Compare and Contrast High School and College
The debate on high school versus college has been going for a while. Several aspects are regularly used to show the differences between the two levels of education. However, the two institutions are almost the same bearing mind that they share common characteristics such as the availability of textbooks, classes, many students and extracurricular activities. Despite high school and colleges sharing common traits, they exhibit differences including the size of classes, number of assignments and educational level of the instructors. College classes are large compared to high school classes. For example, a high school class has approximately 30-35 students while the numbers of students per class in college range from 5 to over 100 students (Hudley et al. 12). In some colleges, the number of students in the single class may go up to 300 depending on the course being offered. In high school, class attendance is obligatory whereas in a college class attendance depends on the professor or institution policies (Aughinbaugh 2). In high schools, the rooms used for learning are commonly referred to as classrooms while in colleges are known as lecture halls. The classrooms are quite small since they are designed to accommodate less than 40 students whereas lecture halls are big to the extent of accommodating hundreds or thousands of students. The differences in classes in high school and colleges are brought by the number of students per class whereby the high school classes are designed for a few learners compared to the college classes.

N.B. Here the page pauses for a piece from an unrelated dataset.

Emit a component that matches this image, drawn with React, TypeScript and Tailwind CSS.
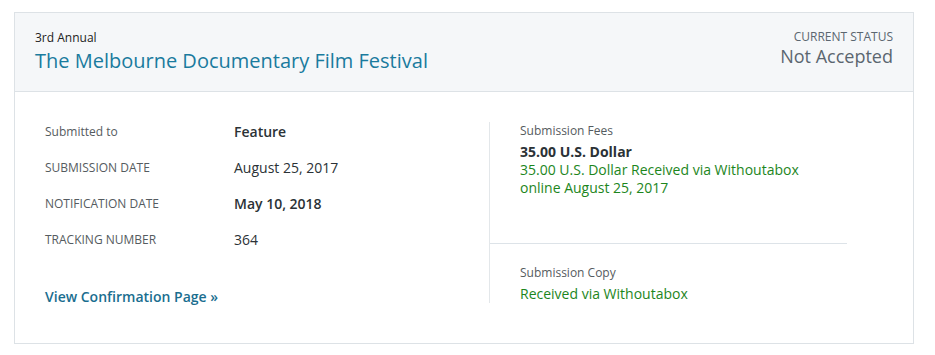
import React from "react";

const font = { fontFamily: '"Open Sans", "Noto Sans", sans-serif' };

function Row({ label, value, bold, upper = true, h = "h-[36px]" }: { label: string; value: string; bold?: boolean; upper?: boolean; h?: string }) {
  return (
    <div className={`flex ${h} items-center`}>
      <div className={`w-[189px] text-[12px] leading-[18px] text-[#555b60] ${upper ? "uppercase" : ""}`}>{label}</div>
      <div className={`text-[14px] leading-[20px] text-[#2b3236] ${bold ? "font-semibold" : ""}`}>{value}</div>
    </div>
  );
}

export default function App() {
  return (
    <div className="bg-white w-[935px] h-[355px] pt-[12px] pl-[14px]" style={font}>
      <div className="w-[900px] h-[332px] border border-[#dde2e6] bg-white">
        <div className="flex justify-between bg-[#f5f7f9] border-b border-[#dde2e6] pl-[20px] pr-[20px] pt-[16px] h-[79px]">
          <div>
            <div className="text-[12px] leading-[18px] text-[#222]">3rd Annual</div>
            <div className="text-[20px] leading-[28px] text-[#1a7b9e]">The Melbourne Documentary Film Festival</div>
          </div>
          <div className="text-right">
            <div className="text-[12px] leading-[16px] text-[#5b6670] uppercase">Current Status</div>
            <div className="mt-[1px] text-[18px] leading-[20px] text-[#5b6670]">Not Accepted</div>
          </div>
        </div>
        <div className="flex pl-[30px] pt-[21px]">
          <div className="w-[444px]">
            <Row label="Submitted to" value="Feature" bold upper={false} h="h-[37px]" />
            <Row label="Submission Date" value="August 25, 2017" />
            <Row label="Notification Date" value="May 10, 2018" bold />
            <Row label="Tracking Number" value="364" />
            <div className="mt-[30px] text-[14px] leading-[18px] font-semibold text-[#1a6e8f]">View Confirmation Page »</div>
          </div>
          <div className="mt-[9px] w-[358px] border-l border-[#e3e7ea] h-[181px] flex flex-col">
            <div className="h-[123px] border-b border-[#dde3e8] pl-[30px] pt-[0px]">
              <div className="text-[12px] leading-[18px] text-[#555b60]">Submission Fees</div>
              <div className="mt-[3px] text-[14px] leading-[18px] font-bold text-[#2b3236]">35.00 U.S. Dollar</div>
              <div className="text-[14px] leading-[18px] text-[#1d861d]">35.00 U.S. Dollar Received via Withoutabox<br />online August 25, 2017</div>
            </div>
            <div className="pl-[30px] pt-[20px]">
              <div className="text-[12px] leading-[18px] text-[#555b60]">Submission Copy</div>
              <div className="mt-[3px] text-[14px] leading-[18px] text-[#1d861d]">Received via Withoutabox</div>
            </div>
          </div>
        </div>
      </div>
    </div>
  );
}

High school learners do weekly homework assignments, unlike college students who can do less than ten assignments per semester. Occasionally, high school learners are assigned daily reading and homework at the end of the day to help then refresh what they have learned during the day (Hudley et al. 2). In college, there are few assignments during the semester, and perhaps the main assignments are midterm and final exams or a large paper project, even though these major assignments are usually backed up by many small assignments such as response to posts and discussions. The difference in the assignment workload between high school and colleges is because of time availability with high school learners having more time for study than college students.Teachers instruct high school students while professors tutor college students. Even though from the face value teachers and professors may be the same because of the same role they play, they are ideally two different individuals. Teachers are professional educators whose aim is to prepare learners for the future. Teachers may not be experts in their disciplines, but they are always committed to aiding students to succeed (Hudley et l. 12). On the other hand, professors are academicians and experts in their fields of teaching. Besides, professors are always recognized for having researched to contribute to their areas of study. So, college students are taught by the instructors who know more about what they are teaching than high school teachers whose main goal is to help the student succeed. The difference between tutors in high school and college level is based on their level of education with professors being more educated than the teachers.
It is apparent there are countless differences between high school and college. However, the significant differences are noticeable in the areas of the classes, assignment, and teachers. In the high school level, classes are small compared to the college classes. High school assignments are many compared to college assignments. Finally, high schools are taught by teachers while the professors teach colleges.